§ TASK TO COMPLETE: All the data should be repeated exactly. Any image in it is left out.
— Start DATA LINES —
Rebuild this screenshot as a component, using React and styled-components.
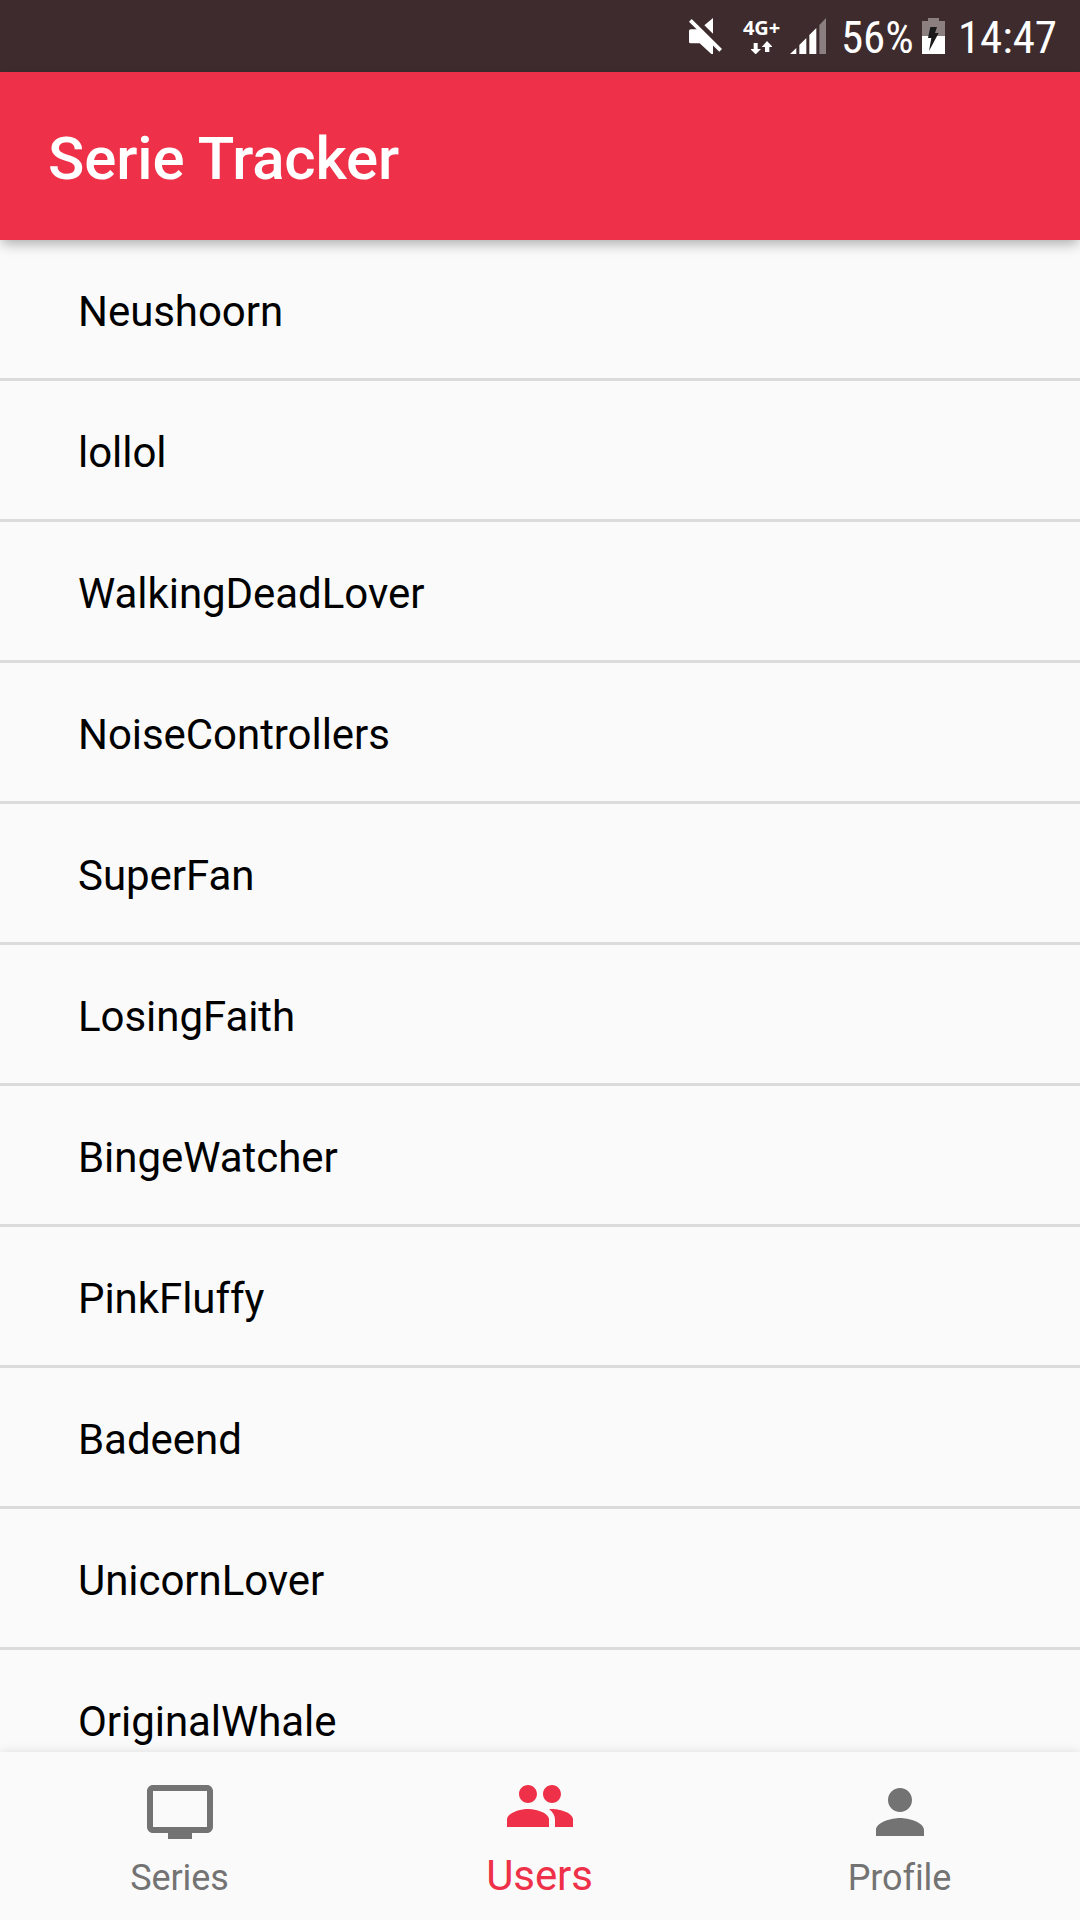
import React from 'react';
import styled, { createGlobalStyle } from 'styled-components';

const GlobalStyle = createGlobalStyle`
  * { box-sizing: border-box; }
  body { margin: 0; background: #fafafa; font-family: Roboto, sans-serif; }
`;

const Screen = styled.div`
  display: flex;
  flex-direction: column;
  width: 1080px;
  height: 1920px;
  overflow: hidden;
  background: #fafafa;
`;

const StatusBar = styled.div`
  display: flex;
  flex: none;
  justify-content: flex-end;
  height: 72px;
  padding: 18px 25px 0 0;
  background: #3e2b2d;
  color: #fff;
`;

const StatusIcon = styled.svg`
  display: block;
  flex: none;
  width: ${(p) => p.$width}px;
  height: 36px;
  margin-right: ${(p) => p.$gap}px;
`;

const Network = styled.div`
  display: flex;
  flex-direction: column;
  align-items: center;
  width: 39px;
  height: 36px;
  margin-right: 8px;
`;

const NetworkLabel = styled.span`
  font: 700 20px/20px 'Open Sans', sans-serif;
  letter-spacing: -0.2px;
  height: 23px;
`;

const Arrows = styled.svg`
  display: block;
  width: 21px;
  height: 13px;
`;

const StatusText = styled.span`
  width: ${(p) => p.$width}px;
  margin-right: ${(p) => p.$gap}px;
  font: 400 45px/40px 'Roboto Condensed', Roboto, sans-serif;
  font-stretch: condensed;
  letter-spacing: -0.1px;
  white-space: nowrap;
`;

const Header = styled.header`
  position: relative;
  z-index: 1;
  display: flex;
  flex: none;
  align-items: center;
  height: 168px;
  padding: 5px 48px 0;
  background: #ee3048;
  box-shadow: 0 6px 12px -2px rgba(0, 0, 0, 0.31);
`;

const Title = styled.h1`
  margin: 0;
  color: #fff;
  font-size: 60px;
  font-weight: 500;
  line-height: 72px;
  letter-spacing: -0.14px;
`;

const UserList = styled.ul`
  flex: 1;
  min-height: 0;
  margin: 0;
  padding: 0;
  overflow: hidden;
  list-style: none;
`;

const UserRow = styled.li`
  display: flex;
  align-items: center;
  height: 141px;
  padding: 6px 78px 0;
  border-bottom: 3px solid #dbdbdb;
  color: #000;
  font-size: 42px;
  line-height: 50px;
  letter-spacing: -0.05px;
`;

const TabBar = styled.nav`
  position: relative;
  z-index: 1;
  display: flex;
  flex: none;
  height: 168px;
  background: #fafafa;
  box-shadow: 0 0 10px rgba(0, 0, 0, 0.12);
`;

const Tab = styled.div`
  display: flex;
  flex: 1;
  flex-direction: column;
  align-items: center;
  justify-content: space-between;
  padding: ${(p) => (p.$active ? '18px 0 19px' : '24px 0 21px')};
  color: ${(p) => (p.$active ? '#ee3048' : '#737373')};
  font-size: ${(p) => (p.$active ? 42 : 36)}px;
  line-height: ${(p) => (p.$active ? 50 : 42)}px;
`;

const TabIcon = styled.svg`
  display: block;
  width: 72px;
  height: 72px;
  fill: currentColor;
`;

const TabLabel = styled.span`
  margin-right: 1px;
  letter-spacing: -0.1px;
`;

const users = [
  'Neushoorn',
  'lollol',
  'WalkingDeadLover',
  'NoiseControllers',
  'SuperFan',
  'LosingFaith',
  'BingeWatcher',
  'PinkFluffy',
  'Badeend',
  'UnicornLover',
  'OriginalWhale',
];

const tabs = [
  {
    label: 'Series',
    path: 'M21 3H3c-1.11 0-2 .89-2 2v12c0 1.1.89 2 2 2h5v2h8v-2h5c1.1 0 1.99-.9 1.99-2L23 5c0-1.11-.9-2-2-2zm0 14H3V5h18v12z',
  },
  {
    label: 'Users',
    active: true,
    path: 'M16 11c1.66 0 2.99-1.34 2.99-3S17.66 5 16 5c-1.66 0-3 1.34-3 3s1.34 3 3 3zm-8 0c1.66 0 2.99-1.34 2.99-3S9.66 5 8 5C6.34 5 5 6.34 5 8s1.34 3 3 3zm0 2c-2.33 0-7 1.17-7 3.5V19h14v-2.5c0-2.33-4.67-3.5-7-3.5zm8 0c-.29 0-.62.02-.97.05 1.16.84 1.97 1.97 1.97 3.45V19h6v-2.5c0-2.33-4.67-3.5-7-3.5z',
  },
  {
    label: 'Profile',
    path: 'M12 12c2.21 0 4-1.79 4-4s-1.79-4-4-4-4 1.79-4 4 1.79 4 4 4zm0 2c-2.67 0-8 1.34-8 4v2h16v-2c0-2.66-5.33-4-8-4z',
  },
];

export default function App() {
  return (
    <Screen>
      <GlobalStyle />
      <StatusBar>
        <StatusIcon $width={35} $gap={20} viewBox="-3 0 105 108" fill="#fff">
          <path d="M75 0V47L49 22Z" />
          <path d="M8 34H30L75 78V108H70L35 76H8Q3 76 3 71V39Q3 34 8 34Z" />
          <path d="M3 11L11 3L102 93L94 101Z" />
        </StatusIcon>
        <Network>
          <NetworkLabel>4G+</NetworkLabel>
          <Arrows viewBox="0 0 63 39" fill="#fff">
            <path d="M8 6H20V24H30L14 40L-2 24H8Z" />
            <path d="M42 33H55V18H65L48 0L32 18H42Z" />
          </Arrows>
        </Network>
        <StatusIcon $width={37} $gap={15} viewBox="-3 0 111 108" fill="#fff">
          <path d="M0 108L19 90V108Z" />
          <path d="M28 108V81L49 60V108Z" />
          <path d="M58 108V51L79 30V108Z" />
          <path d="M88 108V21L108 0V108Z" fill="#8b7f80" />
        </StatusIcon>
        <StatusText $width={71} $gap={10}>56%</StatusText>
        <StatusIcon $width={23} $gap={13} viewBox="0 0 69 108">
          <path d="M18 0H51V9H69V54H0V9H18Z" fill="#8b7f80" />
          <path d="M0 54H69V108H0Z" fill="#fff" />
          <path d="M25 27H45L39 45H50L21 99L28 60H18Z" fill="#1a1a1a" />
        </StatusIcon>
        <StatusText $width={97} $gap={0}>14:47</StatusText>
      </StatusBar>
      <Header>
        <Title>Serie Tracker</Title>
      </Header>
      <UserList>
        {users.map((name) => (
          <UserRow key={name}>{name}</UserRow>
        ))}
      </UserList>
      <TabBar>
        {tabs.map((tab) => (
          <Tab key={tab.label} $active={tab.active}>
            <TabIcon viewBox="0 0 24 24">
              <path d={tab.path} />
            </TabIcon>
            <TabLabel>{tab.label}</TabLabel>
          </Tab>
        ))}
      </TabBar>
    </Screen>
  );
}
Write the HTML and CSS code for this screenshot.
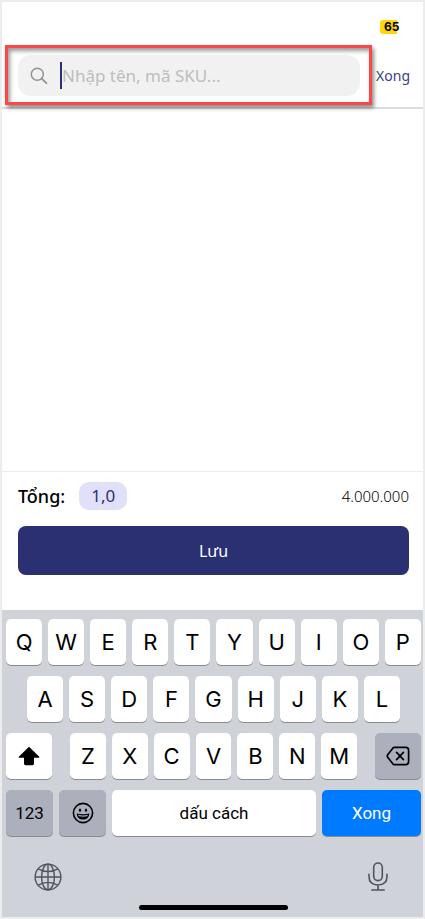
— End DATA LINES —
§ CORRECT OUTPUT:
Rebuild this screenshot as a component, using React and styled-components.
import React from 'react';
import styled, { createGlobalStyle } from 'styled-components';

const GlobalStyle = createGlobalStyle`
  * { box-sizing: border-box; }
  body { margin: 0; background: #fafafa; font-family: Roboto, sans-serif; }
`;

const Screen = styled.div`
  display: flex;
  flex-direction: column;
  width: 1080px;
  height: 1920px;
  overflow: hidden;
  background: #fafafa;
`;

const StatusBar = styled.div`
  display: flex;
  flex: none;
  justify-content: flex-end;
  height: 72px;
  padding: 18px 25px 0 0;
  background: #3e2b2d;
  color: #fff;
`;

const StatusIcon = styled.svg`
  display: block;
  flex: none;
  width: ${(p) => p.$width}px;
  height: 36px;
  margin-right: ${(p) => p.$gap}px;
`;

const Network = styled.div`
  display: flex;
  flex-direction: column;
  align-items: center;
  width: 39px;
  height: 36px;
  margin-right: 8px;
`;

const NetworkLabel = styled.span`
  font: 700 20px/20px 'Open Sans', sans-serif;
  letter-spacing: -0.2px;
  height: 23px;
`;

const Arrows = styled.svg`
  display: block;
  width: 21px;
  height: 13px;
`;

const StatusText = styled.span`
  width: ${(p) => p.$width}px;
  margin-right: ${(p) => p.$gap}px;
  font: 400 45px/40px 'Roboto Condensed', Roboto, sans-serif;
  font-stretch: condensed;
  letter-spacing: -0.1px;
  white-space: nowrap;
`;

const Header = styled.header`
  position: relative;
  z-index: 1;
  display: flex;
  flex: none;
  align-items: center;
  height: 168px;
  padding: 5px 48px 0;
  background: #ee3048;
  box-shadow: 0 6px 12px -2px rgba(0, 0, 0, 0.31);
`;

const Title = styled.h1`
  margin: 0;
  color: #fff;
  font-size: 60px;
  font-weight: 500;
  line-height: 72px;
  letter-spacing: -0.14px;
`;

const UserList = styled.ul`
  flex: 1;
  min-height: 0;
  margin: 0;
  padding: 0;
  overflow: hidden;
  list-style: none;
`;

const UserRow = styled.li`
  display: flex;
  align-items: center;
  height: 141px;
  padding: 6px 78px 0;
  border-bottom: 3px solid #dbdbdb;
  color: #000;
  font-size: 42px;
  line-height: 50px;
  letter-spacing: -0.05px;
`;

const TabBar = styled.nav`
  position: relative;
  z-index: 1;
  display: flex;
  flex: none;
  height: 168px;
  background: #fafafa;
  box-shadow: 0 0 10px rgba(0, 0, 0, 0.12);
`;

const Tab = styled.div`
  display: flex;
  flex: 1;
  flex-direction: column;
  align-items: center;
  justify-content: space-between;
  padding: ${(p) => (p.$active ? '18px 0 19px' : '24px 0 21px')};
  color: ${(p) => (p.$active ? '#ee3048' : '#737373')};
  font-size: ${(p) => (p.$active ? 42 : 36)}px;
  line-height: ${(p) => (p.$active ? 50 : 42)}px;
`;

const TabIcon = styled.svg`
  display: block;
  width: 72px;
  height: 72px;
  fill: currentColor;
`;

const TabLabel = styled.span`
  margin-right: 1px;
  letter-spacing: -0.1px;
`;

const users = [
  'Neushoorn',
  'lollol',
  'WalkingDeadLover',
  'NoiseControllers',
  'SuperFan',
  'LosingFaith',
  'BingeWatcher',
  'PinkFluffy',
  'Badeend',
  'UnicornLover',
  'OriginalWhale',
];

const tabs = [
  {
    label: 'Series',
    path: 'M21 3H3c-1.11 0-2 .89-2 2v12c0 1.1.89 2 2 2h5v2h8v-2h5c1.1 0 1.99-.9 1.99-2L23 5c0-1.11-.9-2-2-2zm0 14H3V5h18v12z',
  },
  {
    label: 'Users',
    active: true,
    path: 'M16 11c1.66 0 2.99-1.34 2.99-3S17.66 5 16 5c-1.66 0-3 1.34-3 3s1.34 3 3 3zm-8 0c1.66 0 2.99-1.34 2.99-3S9.66 5 8 5C6.34 5 5 6.34 5 8s1.34 3 3 3zm0 2c-2.33 0-7 1.17-7 3.5V19h14v-2.5c0-2.33-4.67-3.5-7-3.5zm8 0c-.29 0-.62.02-.97.05 1.16.84 1.97 1.97 1.97 3.45V19h6v-2.5c0-2.33-4.67-3.5-7-3.5z',
  },
  {
    label: 'Profile',
    path: 'M12 12c2.21 0 4-1.79 4-4s-1.79-4-4-4-4 1.79-4 4 1.79 4 4 4zm0 2c-2.67 0-8 1.34-8 4v2h16v-2c0-2.66-5.33-4-8-4z',
  },
];

export default function App() {
  return (
    <Screen>
      <GlobalStyle />
      <StatusBar>
        <StatusIcon $width={35} $gap={20} viewBox="-3 0 105 108" fill="#fff">
          <path d="M75 0V47L49 22Z" />
          <path d="M8 34H30L75 78V108H70L35 76H8Q3 76 3 71V39Q3 34 8 34Z" />
          <path d="M3 11L11 3L102 93L94 101Z" />
        </StatusIcon>
        <Network>
          <NetworkLabel>4G+</NetworkLabel>
          <Arrows viewBox="0 0 63 39" fill="#fff">
            <path d="M8 6H20V24H30L14 40L-2 24H8Z" />
            <path d="M42 33H55V18H65L48 0L32 18H42Z" />
          </Arrows>
        </Network>
        <StatusIcon $width={37} $gap={15} viewBox="-3 0 111 108" fill="#fff">
          <path d="M0 108L19 90V108Z" />
          <path d="M28 108V81L49 60V108Z" />
          <path d="M58 108V51L79 30V108Z" />
          <path d="M88 108V21L108 0V108Z" fill="#8b7f80" />
        </StatusIcon>
        <StatusText $width={71} $gap={10}>56%</StatusText>
        <StatusIcon $width={23} $gap={13} viewBox="0 0 69 108">
          <path d="M18 0H51V9H69V54H0V9H18Z" fill="#8b7f80" />
          <path d="M0 54H69V108H0Z" fill="#fff" />
          <path d="M25 27H45L39 45H50L21 99L28 60H18Z" fill="#1a1a1a" />
        </StatusIcon>
        <StatusText $width={97} $gap={0}>14:47</StatusText>
      </StatusBar>
      <Header>
        <Title>Serie Tracker</Title>
      </Header>
      <UserList>
        {users.map((name) => (
          <UserRow key={name}>{name}</UserRow>
        ))}
      </UserList>
      <TabBar>
        {tabs.map((tab) => (
          <Tab key={tab.label} $active={tab.active}>
            <TabIcon viewBox="0 0 24 24">
              <path d={tab.path} />
            </TabIcon>
            <TabLabel>{tab.label}</TabLabel>
          </Tab>
        ))}
      </TabBar>
    </Screen>
  );
}
Write the HTML and CSS code for this screenshot.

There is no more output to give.